Ever since I learned that my cancer had metastasized to my lungs and that I have a dim prognosis, more than one person has commented on a change in me, and on my resigned tone, as if I have accepted my death from this disease as a foregone conclusion, even if I don’t know when exactly that will be. More than one person has told me that I seem to have lost my traditional fierceness. Even Josh accuses me now of being a defeatist, that by conceding my fate, I am succumbing to the disease, that I have stopped fighting. 

Josh and others have misinterpreted my actions. It is true—I have spent the last few months confronting my mortality, accepting the likelihood of my death from my cancer, trying to find peace with my destiny. But what Josh and others don’t understand is that with acceptance and peace, I have learned to live more fully and completely in the here and now, that I now live with a fierceness, passion, and love that I’ve never known. In what is the greatest irony of all, I have come to realize that in accepting death, I am embracing life in all of its splendor, for the first time. Indeed, the part of me that believes in things happening for a reason believes that I am, through this cancer journey, meant to understand within the depths of my soul this paradox of death and life.



A friend who died within two years of her diagnosis told me she sometimes felt like her husband and she were two ghosts living in the same house, pale shadows of their former happy selves, circling each other, not knowing what to say, disconnected from each other and the rest of the world, so lonely and isolated in their individual suffering. I now know what she meant. Because Josh and I are on sharply divergent paths—mine leads toward death and whatever awaits, and his toward a new life without me but with the children and a new wife. My greatest fears are a painful death and not doing everything I want to do before I die. His greatest fear is going on without me. I am angry at him for the happy life I know he will rebuild after I am gone. He is angry at me for getting sick and dying. I feel endless guilt for having married him and dooming him to be a widower at such a young age, and the children to be motherless. He feels endless guilt for not being able to save me. And in all of our fear, anger, guilt, and sadness we feel alone, and so impotent in our inability to help each other.
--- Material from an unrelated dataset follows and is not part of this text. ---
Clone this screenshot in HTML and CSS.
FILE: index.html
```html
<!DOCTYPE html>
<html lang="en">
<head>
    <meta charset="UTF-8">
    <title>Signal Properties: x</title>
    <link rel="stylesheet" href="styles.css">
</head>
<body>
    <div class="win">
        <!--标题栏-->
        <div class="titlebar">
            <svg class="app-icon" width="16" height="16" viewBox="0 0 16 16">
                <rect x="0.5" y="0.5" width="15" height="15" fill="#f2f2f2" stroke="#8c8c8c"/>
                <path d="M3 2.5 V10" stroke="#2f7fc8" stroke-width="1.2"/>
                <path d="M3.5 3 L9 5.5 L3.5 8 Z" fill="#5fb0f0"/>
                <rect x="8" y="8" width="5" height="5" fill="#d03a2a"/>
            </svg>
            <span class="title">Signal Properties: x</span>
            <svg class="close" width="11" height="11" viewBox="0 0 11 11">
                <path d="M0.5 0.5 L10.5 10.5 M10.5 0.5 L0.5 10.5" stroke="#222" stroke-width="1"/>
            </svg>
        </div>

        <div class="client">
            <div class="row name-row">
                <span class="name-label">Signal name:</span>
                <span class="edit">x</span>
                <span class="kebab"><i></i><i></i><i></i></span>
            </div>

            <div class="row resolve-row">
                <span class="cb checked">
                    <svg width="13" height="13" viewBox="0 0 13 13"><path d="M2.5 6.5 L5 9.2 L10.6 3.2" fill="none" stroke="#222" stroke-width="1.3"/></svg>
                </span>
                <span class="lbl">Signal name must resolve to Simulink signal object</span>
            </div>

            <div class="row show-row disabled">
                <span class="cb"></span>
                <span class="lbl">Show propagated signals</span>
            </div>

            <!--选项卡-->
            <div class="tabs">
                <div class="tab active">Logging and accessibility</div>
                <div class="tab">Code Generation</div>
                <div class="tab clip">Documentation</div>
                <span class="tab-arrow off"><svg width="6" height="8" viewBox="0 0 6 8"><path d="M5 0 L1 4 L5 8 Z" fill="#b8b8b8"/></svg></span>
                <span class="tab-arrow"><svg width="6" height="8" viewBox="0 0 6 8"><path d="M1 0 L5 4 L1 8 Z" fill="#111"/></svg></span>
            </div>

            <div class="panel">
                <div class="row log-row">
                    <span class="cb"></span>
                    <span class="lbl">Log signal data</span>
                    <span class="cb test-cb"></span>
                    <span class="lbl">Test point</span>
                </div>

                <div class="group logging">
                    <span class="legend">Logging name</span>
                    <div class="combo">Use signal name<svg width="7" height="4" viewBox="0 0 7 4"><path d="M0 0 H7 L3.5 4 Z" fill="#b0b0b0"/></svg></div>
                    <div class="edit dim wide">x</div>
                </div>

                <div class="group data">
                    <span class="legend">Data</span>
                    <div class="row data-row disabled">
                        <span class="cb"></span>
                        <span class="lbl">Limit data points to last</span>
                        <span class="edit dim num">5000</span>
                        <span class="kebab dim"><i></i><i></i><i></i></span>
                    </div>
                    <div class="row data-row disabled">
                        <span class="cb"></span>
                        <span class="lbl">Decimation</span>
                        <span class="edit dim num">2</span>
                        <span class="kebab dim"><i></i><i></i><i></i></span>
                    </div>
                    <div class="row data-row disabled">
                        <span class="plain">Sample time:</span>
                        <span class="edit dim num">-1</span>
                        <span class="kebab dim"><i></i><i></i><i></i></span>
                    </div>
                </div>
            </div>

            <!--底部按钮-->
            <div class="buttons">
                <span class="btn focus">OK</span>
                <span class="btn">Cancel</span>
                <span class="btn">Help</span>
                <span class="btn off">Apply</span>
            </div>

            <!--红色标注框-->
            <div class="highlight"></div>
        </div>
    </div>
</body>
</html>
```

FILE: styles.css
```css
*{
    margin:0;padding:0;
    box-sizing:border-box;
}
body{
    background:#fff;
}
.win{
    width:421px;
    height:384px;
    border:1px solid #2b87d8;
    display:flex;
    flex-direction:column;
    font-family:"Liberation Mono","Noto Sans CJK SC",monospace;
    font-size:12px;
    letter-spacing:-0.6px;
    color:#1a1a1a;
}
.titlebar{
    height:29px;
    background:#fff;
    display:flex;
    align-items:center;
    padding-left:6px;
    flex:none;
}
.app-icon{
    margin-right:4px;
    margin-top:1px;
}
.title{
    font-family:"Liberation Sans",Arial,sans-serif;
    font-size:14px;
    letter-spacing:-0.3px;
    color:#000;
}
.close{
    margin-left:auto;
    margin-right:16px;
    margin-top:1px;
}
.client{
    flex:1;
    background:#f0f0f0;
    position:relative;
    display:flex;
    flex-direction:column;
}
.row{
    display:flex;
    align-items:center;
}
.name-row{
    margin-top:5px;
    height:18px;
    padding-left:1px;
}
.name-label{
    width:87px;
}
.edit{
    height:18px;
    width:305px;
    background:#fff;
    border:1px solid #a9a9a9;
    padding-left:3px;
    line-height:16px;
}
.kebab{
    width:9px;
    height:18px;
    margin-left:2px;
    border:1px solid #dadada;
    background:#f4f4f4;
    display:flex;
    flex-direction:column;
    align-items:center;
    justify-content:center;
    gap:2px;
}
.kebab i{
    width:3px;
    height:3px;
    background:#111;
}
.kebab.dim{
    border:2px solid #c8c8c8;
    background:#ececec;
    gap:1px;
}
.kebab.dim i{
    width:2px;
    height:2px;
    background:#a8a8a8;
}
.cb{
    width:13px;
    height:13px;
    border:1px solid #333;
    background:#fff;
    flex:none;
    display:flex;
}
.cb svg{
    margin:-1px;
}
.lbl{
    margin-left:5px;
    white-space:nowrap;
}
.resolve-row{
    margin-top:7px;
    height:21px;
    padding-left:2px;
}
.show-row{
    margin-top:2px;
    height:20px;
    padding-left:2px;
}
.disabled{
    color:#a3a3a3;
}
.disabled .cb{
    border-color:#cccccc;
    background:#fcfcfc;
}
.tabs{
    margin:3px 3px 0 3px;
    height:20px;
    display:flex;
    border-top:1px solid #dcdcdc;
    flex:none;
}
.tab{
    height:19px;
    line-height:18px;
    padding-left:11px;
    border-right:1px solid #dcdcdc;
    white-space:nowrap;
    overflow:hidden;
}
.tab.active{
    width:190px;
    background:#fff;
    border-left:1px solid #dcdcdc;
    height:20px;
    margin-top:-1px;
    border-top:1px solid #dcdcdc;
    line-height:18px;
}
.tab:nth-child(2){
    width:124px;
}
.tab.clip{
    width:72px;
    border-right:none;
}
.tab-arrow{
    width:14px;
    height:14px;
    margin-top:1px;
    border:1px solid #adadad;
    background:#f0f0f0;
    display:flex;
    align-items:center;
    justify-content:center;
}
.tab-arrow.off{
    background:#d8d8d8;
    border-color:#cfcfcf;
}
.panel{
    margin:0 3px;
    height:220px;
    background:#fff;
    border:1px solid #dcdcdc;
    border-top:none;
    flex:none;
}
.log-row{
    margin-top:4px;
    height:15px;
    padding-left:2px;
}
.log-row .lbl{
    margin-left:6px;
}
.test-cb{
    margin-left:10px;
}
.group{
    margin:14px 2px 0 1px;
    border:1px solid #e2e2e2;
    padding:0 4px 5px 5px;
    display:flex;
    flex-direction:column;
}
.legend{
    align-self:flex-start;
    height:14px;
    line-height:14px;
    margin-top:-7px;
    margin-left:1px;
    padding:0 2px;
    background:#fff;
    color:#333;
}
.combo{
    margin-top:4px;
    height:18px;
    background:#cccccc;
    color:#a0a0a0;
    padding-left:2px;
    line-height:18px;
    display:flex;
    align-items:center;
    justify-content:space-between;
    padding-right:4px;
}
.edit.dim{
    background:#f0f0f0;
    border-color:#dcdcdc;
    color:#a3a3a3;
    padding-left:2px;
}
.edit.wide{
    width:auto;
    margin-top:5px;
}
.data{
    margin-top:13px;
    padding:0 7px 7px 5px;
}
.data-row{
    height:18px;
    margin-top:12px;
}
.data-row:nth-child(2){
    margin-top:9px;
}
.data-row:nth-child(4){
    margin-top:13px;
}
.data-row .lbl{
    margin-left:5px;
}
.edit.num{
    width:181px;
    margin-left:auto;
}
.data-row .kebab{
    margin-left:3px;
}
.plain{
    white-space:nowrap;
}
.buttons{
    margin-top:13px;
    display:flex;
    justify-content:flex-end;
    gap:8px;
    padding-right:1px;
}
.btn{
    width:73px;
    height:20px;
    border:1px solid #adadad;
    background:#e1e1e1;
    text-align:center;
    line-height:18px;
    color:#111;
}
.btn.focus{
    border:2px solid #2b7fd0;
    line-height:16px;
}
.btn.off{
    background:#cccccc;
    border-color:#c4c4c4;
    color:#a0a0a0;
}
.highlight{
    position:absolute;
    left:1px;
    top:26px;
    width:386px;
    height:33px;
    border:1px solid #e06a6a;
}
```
Why do we always assume that the ideal life is a long one? Why do we assume that it is so awful to die young? Could it be that the ones who die young are better off? Could it be that death offers greater wisdom and joy than this life and those who die young are indeed lucky in their ability to attain those gifts sooner? Perhaps these are simply the musings of a person desperately trying to come to terms with her own early death. And yet, I can assure you that I feel no desperation (other than the desperation to finish all the preparations before it’s too late), that if anything I feel almost total and complete peace.